* _Brief_: Write out each line beneath this one exactly as it reads.

══ Source excerpt

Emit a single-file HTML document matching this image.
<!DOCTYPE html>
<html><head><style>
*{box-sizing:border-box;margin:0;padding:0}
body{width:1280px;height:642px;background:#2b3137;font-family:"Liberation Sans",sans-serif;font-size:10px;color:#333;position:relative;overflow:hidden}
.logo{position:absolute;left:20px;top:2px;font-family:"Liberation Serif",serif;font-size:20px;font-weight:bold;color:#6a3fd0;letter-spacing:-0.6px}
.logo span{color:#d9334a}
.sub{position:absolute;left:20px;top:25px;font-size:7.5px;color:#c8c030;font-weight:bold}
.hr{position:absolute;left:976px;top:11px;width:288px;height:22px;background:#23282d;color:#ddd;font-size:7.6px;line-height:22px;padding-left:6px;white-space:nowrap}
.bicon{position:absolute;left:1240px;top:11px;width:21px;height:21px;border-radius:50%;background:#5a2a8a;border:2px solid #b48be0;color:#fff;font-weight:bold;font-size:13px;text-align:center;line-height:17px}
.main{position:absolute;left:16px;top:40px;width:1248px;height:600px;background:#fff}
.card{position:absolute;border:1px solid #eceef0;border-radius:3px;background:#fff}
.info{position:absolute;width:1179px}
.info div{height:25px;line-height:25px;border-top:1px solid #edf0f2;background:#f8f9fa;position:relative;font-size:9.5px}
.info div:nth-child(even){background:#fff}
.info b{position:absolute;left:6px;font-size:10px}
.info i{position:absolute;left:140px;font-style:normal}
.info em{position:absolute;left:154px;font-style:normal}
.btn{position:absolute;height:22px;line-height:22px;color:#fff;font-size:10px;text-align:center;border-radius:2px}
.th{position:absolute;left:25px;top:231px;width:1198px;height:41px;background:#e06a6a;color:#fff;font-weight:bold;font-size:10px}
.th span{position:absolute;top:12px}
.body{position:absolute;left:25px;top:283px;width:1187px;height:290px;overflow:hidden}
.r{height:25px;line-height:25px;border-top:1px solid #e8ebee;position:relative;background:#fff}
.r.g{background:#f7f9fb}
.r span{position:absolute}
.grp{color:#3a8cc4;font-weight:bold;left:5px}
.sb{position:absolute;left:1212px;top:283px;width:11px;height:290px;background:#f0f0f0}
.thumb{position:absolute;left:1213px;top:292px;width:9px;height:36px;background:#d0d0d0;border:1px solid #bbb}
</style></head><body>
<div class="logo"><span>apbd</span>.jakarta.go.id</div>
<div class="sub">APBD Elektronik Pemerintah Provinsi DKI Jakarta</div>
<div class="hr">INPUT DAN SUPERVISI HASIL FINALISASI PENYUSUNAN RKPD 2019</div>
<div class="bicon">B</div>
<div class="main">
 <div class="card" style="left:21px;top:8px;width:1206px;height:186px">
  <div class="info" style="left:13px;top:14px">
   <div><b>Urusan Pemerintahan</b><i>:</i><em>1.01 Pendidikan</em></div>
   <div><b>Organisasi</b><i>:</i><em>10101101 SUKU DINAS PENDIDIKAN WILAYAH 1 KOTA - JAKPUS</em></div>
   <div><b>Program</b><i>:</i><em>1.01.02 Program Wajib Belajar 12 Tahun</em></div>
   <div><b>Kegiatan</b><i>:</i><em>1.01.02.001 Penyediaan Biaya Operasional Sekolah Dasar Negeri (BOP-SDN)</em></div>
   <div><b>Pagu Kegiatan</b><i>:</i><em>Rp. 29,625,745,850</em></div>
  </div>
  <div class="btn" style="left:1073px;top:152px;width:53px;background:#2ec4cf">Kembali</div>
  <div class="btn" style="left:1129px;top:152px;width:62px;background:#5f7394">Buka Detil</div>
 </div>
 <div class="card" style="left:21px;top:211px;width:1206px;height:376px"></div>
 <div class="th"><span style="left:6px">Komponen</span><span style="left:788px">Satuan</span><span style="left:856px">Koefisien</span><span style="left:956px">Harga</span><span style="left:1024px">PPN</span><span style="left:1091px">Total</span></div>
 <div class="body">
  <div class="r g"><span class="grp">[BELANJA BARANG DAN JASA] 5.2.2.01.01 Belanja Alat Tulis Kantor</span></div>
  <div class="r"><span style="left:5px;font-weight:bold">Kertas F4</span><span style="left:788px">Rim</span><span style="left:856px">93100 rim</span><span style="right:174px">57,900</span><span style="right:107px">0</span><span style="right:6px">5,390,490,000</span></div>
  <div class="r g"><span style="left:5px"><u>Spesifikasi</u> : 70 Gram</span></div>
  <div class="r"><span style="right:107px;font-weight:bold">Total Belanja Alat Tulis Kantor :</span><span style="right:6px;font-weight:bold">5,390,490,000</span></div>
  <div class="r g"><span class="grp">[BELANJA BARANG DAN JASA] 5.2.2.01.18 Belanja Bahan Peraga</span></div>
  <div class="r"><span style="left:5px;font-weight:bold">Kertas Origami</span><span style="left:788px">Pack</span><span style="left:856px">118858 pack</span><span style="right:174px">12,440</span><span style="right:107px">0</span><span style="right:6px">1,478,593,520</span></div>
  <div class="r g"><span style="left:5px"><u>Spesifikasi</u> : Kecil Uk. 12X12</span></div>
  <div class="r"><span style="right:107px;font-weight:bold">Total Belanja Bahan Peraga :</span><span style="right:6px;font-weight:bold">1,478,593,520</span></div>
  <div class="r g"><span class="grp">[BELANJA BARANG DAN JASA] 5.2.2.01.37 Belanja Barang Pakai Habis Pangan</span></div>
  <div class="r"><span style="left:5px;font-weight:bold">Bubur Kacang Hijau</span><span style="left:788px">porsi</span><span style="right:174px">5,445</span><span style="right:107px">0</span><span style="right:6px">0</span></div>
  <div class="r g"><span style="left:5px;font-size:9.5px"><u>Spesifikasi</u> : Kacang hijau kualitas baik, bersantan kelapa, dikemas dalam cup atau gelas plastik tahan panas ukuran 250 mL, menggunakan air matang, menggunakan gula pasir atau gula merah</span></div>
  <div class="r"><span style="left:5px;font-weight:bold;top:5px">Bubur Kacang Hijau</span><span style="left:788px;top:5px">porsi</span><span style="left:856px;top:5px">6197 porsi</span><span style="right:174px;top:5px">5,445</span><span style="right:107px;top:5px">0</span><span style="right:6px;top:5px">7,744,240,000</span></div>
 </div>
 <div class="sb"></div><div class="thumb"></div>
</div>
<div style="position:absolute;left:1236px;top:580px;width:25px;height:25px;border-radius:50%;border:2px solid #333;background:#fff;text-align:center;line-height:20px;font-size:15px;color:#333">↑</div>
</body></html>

════

* _Result for this exercise_:
Emit a single-file HTML document matching this image.
<!DOCTYPE html>
<html><head><style>
*{box-sizing:border-box;margin:0;padding:0}
body{width:1280px;height:642px;background:#2b3137;font-family:"Liberation Sans",sans-serif;font-size:10px;color:#333;position:relative;overflow:hidden}
.logo{position:absolute;left:20px;top:2px;font-family:"Liberation Serif",serif;font-size:20px;font-weight:bold;color:#6a3fd0;letter-spacing:-0.6px}
.logo span{color:#d9334a}
.sub{position:absolute;left:20px;top:25px;font-size:7.5px;color:#c8c030;font-weight:bold}
.hr{position:absolute;left:976px;top:11px;width:288px;height:22px;background:#23282d;color:#ddd;font-size:7.6px;line-height:22px;padding-left:6px;white-space:nowrap}
.bicon{position:absolute;left:1240px;top:11px;width:21px;height:21px;border-radius:50%;background:#5a2a8a;border:2px solid #b48be0;color:#fff;font-weight:bold;font-size:13px;text-align:center;line-height:17px}
.main{position:absolute;left:16px;top:40px;width:1248px;height:600px;background:#fff}
.card{position:absolute;border:1px solid #eceef0;border-radius:3px;background:#fff}
.info{position:absolute;width:1179px}
.info div{height:25px;line-height:25px;border-top:1px solid #edf0f2;background:#f8f9fa;position:relative;font-size:9.5px}
.info div:nth-child(even){background:#fff}
.info b{position:absolute;left:6px;font-size:10px}
.info i{position:absolute;left:140px;font-style:normal}
.info em{position:absolute;left:154px;font-style:normal}
.btn{position:absolute;height:22px;line-height:22px;color:#fff;font-size:10px;text-align:center;border-radius:2px}
.th{position:absolute;left:25px;top:231px;width:1198px;height:41px;background:#e06a6a;color:#fff;font-weight:bold;font-size:10px}
.th span{position:absolute;top:12px}
.body{position:absolute;left:25px;top:283px;width:1187px;height:290px;overflow:hidden}
.r{height:25px;line-height:25px;border-top:1px solid #e8ebee;position:relative;background:#fff}
.r.g{background:#f7f9fb}
.r span{position:absolute}
.grp{color:#3a8cc4;font-weight:bold;left:5px}
.sb{position:absolute;left:1212px;top:283px;width:11px;height:290px;background:#f0f0f0}
.thumb{position:absolute;left:1213px;top:292px;width:9px;height:36px;background:#d0d0d0;border:1px solid #bbb}
</style></head><body>
<div class="logo"><span>apbd</span>.jakarta.go.id</div>
<div class="sub">APBD Elektronik Pemerintah Provinsi DKI Jakarta</div>
<div class="hr">INPUT DAN SUPERVISI HASIL FINALISASI PENYUSUNAN RKPD 2019</div>
<div class="bicon">B</div>
<div class="main">
 <div class="card" style="left:21px;top:8px;width:1206px;height:186px">
  <div class="info" style="left:13px;top:14px">
   <div><b>Urusan Pemerintahan</b><i>:</i><em>1.01 Pendidikan</em></div>
   <div><b>Organisasi</b><i>:</i><em>10101101 SUKU DINAS PENDIDIKAN WILAYAH 1 KOTA - JAKPUS</em></div>
   <div><b>Program</b><i>:</i><em>1.01.02 Program Wajib Belajar 12 Tahun</em></div>
   <div><b>Kegiatan</b><i>:</i><em>1.01.02.001 Penyediaan Biaya Operasional Sekolah Dasar Negeri (BOP-SDN)</em></div>
   <div><b>Pagu Kegiatan</b><i>:</i><em>Rp. 29,625,745,850</em></div>
  </div>
  <div class="btn" style="left:1073px;top:152px;width:53px;background:#2ec4cf">Kembali</div>
  <div class="btn" style="left:1129px;top:152px;width:62px;background:#5f7394">Buka Detil</div>
 </div>
 <div class="card" style="left:21px;top:211px;width:1206px;height:376px"></div>
 <div class="th"><span style="left:6px">Komponen</span><span style="left:788px">Satuan</span><span style="left:856px">Koefisien</span><span style="left:956px">Harga</span><span style="left:1024px">PPN</span><span style="left:1091px">Total</span></div>
 <div class="body">
  <div class="r g"><span class="grp">[BELANJA BARANG DAN JASA] 5.2.2.01.01 Belanja Alat Tulis Kantor</span></div>
  <div class="r"><span style="left:5px;font-weight:bold">Kertas F4</span><span style="left:788px">Rim</span><span style="left:856px">93100 rim</span><span style="right:174px">57,900</span><span style="right:107px">0</span><span style="right:6px">5,390,490,000</span></div>
  <div class="r g"><span style="left:5px"><u>Spesifikasi</u> : 70 Gram</span></div>
  <div class="r"><span style="right:107px;font-weight:bold">Total Belanja Alat Tulis Kantor :</span><span style="right:6px;font-weight:bold">5,390,490,000</span></div>
  <div class="r g"><span class="grp">[BELANJA BARANG DAN JASA] 5.2.2.01.18 Belanja Bahan Peraga</span></div>
  <div class="r"><span style="left:5px;font-weight:bold">Kertas Origami</span><span style="left:788px">Pack</span><span style="left:856px">118858 pack</span><span style="right:174px">12,440</span><span style="right:107px">0</span><span style="right:6px">1,478,593,520</span></div>
  <div class="r g"><span style="left:5px"><u>Spesifikasi</u> : Kecil Uk. 12X12</span></div>
  <div class="r"><span style="right:107px;font-weight:bold">Total Belanja Bahan Peraga :</span><span style="right:6px;font-weight:bold">1,478,593,520</span></div>
  <div class="r g"><span class="grp">[BELANJA BARANG DAN JASA] 5.2.2.01.37 Belanja Barang Pakai Habis Pangan</span></div>
  <div class="r"><span style="left:5px;font-weight:bold">Bubur Kacang Hijau</span><span style="left:788px">porsi</span><span style="right:174px">5,445</span><span style="right:107px">0</span><span style="right:6px">0</span></div>
  <div class="r g"><span style="left:5px;font-size:9.5px"><u>Spesifikasi</u> : Kacang hijau kualitas baik, bersantan kelapa, dikemas dalam cup atau gelas plastik tahan panas ukuran 250 mL, menggunakan air matang, menggunakan gula pasir atau gula merah</span></div>
  <div class="r"><span style="left:5px;font-weight:bold;top:5px">Bubur Kacang Hijau</span><span style="left:788px;top:5px">porsi</span><span style="left:856px;top:5px">6197 porsi</span><span style="right:174px;top:5px">5,445</span><span style="right:107px;top:5px">0</span><span style="right:6px;top:5px">7,744,240,000</span></div>
 </div>
 <div class="sb"></div><div class="thumb"></div>
</div>
<div style="position:absolute;left:1236px;top:580px;width:25px;height:25px;border-radius:50%;border:2px solid #333;background:#fff;text-align:center;line-height:20px;font-size:15px;color:#333">↑</div>
</body></html>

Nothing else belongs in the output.